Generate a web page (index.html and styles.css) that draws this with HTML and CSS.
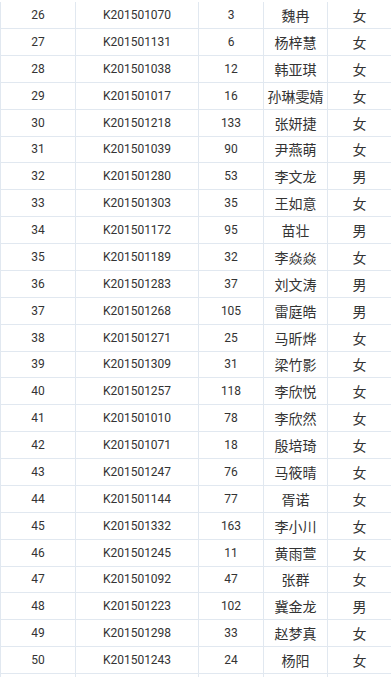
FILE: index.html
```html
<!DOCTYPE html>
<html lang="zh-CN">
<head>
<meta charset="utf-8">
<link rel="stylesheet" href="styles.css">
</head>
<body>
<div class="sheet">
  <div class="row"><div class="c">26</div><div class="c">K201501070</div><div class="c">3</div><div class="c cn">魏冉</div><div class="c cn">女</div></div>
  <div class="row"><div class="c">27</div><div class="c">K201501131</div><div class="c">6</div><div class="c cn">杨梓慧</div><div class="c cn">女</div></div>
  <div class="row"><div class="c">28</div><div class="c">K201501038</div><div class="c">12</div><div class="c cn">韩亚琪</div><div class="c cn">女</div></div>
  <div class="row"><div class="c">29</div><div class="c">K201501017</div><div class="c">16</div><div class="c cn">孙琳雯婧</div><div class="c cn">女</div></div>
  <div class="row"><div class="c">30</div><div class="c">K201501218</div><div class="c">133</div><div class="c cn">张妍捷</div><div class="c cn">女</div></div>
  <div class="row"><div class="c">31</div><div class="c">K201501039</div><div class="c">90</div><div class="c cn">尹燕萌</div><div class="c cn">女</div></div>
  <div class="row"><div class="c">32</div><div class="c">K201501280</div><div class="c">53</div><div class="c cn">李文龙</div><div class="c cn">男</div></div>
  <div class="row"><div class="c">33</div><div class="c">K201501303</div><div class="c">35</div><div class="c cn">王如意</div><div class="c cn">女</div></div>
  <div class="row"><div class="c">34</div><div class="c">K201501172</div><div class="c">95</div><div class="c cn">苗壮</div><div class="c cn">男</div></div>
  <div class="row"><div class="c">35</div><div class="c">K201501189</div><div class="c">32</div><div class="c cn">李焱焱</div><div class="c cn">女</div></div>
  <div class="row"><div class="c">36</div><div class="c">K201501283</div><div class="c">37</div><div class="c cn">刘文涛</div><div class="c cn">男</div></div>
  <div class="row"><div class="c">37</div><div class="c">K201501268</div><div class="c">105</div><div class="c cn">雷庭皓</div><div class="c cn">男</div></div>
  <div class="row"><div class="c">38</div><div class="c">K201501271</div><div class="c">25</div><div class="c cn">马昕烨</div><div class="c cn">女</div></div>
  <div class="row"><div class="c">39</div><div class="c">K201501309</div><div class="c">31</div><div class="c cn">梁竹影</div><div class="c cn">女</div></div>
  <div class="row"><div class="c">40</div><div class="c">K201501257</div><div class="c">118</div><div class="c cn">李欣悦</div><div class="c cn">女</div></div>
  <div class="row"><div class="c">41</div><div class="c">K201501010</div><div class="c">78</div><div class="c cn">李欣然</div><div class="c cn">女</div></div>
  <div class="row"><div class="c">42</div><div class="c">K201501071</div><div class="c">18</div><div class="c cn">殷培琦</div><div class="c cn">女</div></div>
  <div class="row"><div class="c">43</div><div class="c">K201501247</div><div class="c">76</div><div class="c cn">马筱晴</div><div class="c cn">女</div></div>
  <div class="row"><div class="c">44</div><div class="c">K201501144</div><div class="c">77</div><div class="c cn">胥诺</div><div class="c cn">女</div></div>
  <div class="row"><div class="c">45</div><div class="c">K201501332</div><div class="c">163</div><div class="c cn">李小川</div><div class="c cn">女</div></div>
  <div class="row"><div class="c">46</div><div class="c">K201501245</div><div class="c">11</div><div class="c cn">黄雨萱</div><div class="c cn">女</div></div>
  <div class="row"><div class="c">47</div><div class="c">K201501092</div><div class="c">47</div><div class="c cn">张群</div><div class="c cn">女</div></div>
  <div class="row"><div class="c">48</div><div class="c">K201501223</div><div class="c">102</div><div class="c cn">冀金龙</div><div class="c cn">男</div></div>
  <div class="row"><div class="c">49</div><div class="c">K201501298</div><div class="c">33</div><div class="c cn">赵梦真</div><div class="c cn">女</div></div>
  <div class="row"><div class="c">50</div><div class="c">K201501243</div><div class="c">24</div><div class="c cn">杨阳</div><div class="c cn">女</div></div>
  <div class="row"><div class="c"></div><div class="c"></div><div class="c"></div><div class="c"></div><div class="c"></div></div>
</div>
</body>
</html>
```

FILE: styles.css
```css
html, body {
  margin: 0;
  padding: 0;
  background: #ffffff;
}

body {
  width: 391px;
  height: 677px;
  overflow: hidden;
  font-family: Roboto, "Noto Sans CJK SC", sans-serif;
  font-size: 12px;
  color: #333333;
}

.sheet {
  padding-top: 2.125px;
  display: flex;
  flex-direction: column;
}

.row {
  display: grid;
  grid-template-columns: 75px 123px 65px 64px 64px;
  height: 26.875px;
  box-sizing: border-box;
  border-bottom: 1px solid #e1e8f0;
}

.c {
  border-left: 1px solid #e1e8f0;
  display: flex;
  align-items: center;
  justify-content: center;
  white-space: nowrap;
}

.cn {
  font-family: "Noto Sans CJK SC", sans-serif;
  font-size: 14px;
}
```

● **Task instructions**: Exclude every picture and copy the remaining data exactly.

● **Output**:
Generate a web page (index.html and styles.css) that draws this with HTML and CSS.
FILE: index.html
```html
<!DOCTYPE html>
<html lang="zh-CN">
<head>
<meta charset="utf-8">
<link rel="stylesheet" href="styles.css">
</head>
<body>
<div class="sheet">
  <div class="row"><div class="c">26</div><div class="c">K201501070</div><div class="c">3</div><div class="c cn">魏冉</div><div class="c cn">女</div></div>
  <div class="row"><div class="c">27</div><div class="c">K201501131</div><div class="c">6</div><div class="c cn">杨梓慧</div><div class="c cn">女</div></div>
  <div class="row"><div class="c">28</div><div class="c">K201501038</div><div class="c">12</div><div class="c cn">韩亚琪</div><div class="c cn">女</div></div>
  <div class="row"><div class="c">29</div><div class="c">K201501017</div><div class="c">16</div><div class="c cn">孙琳雯婧</div><div class="c cn">女</div></div>
  <div class="row"><div class="c">30</div><div class="c">K201501218</div><div class="c">133</div><div class="c cn">张妍捷</div><div class="c cn">女</div></div>
  <div class="row"><div class="c">31</div><div class="c">K201501039</div><div class="c">90</div><div class="c cn">尹燕萌</div><div class="c cn">女</div></div>
  <div class="row"><div class="c">32</div><div class="c">K201501280</div><div class="c">53</div><div class="c cn">李文龙</div><div class="c cn">男</div></div>
  <div class="row"><div class="c">33</div><div class="c">K201501303</div><div class="c">35</div><div class="c cn">王如意</div><div class="c cn">女</div></div>
  <div class="row"><div class="c">34</div><div class="c">K201501172</div><div class="c">95</div><div class="c cn">苗壮</div><div class="c cn">男</div></div>
  <div class="row"><div class="c">35</div><div class="c">K201501189</div><div class="c">32</div><div class="c cn">李焱焱</div><div class="c cn">女</div></div>
  <div class="row"><div class="c">36</div><div class="c">K201501283</div><div class="c">37</div><div class="c cn">刘文涛</div><div class="c cn">男</div></div>
  <div class="row"><div class="c">37</div><div class="c">K201501268</div><div class="c">105</div><div class="c cn">雷庭皓</div><div class="c cn">男</div></div>
  <div class="row"><div class="c">38</div><div class="c">K201501271</div><div class="c">25</div><div class="c cn">马昕烨</div><div class="c cn">女</div></div>
  <div class="row"><div class="c">39</div><div class="c">K201501309</div><div class="c">31</div><div class="c cn">梁竹影</div><div class="c cn">女</div></div>
  <div class="row"><div class="c">40</div><div class="c">K201501257</div><div class="c">118</div><div class="c cn">李欣悦</div><div class="c cn">女</div></div>
  <div class="row"><div class="c">41</div><div class="c">K201501010</div><div class="c">78</div><div class="c cn">李欣然</div><div class="c cn">女</div></div>
  <div class="row"><div class="c">42</div><div class="c">K201501071</div><div class="c">18</div><div class="c cn">殷培琦</div><div class="c cn">女</div></div>
  <div class="row"><div class="c">43</div><div class="c">K201501247</div><div class="c">76</div><div class="c cn">马筱晴</div><div class="c cn">女</div></div>
  <div class="row"><div class="c">44</div><div class="c">K201501144</div><div class="c">77</div><div class="c cn">胥诺</div><div class="c cn">女</div></div>
  <div class="row"><div class="c">45</div><div class="c">K201501332</div><div class="c">163</div><div class="c cn">李小川</div><div class="c cn">女</div></div>
  <div class="row"><div class="c">46</div><div class="c">K201501245</div><div class="c">11</div><div class="c cn">黄雨萱</div><div class="c cn">女</div></div>
  <div class="row"><div class="c">47</div><div class="c">K201501092</div><div class="c">47</div><div class="c cn">张群</div><div class="c cn">女</div></div>
  <div class="row"><div class="c">48</div><div class="c">K201501223</div><div class="c">102</div><div class="c cn">冀金龙</div><div class="c cn">男</div></div>
  <div class="row"><div class="c">49</div><div class="c">K201501298</div><div class="c">33</div><div class="c cn">赵梦真</div><div class="c cn">女</div></div>
  <div class="row"><div class="c">50</div><div class="c">K201501243</div><div class="c">24</div><div class="c cn">杨阳</div><div class="c cn">女</div></div>
  <div class="row"><div class="c"></div><div class="c"></div><div class="c"></div><div class="c"></div><div class="c"></div></div>
</div>
</body>
</html>
```

FILE: styles.css
```css
html, body {
  margin: 0;
  padding: 0;
  background: #ffffff;
}

body {
  width: 391px;
  height: 677px;
  overflow: hidden;
  font-family: Roboto, "Noto Sans CJK SC", sans-serif;
  font-size: 12px;
  color: #333333;
}

.sheet {
  padding-top: 2.125px;
  display: flex;
  flex-direction: column;
}

.row {
  display: grid;
  grid-template-columns: 75px 123px 65px 64px 64px;
  height: 26.875px;
  box-sizing: border-box;
  border-bottom: 1px solid #e1e8f0;
}

.c {
  border-left: 1px solid #e1e8f0;
  display: flex;
  align-items: center;
  justify-content: center;
  white-space: nowrap;
}

.cn {
  font-family: "Noto Sans CJK SC", sans-serif;
  font-size: 14px;
}
```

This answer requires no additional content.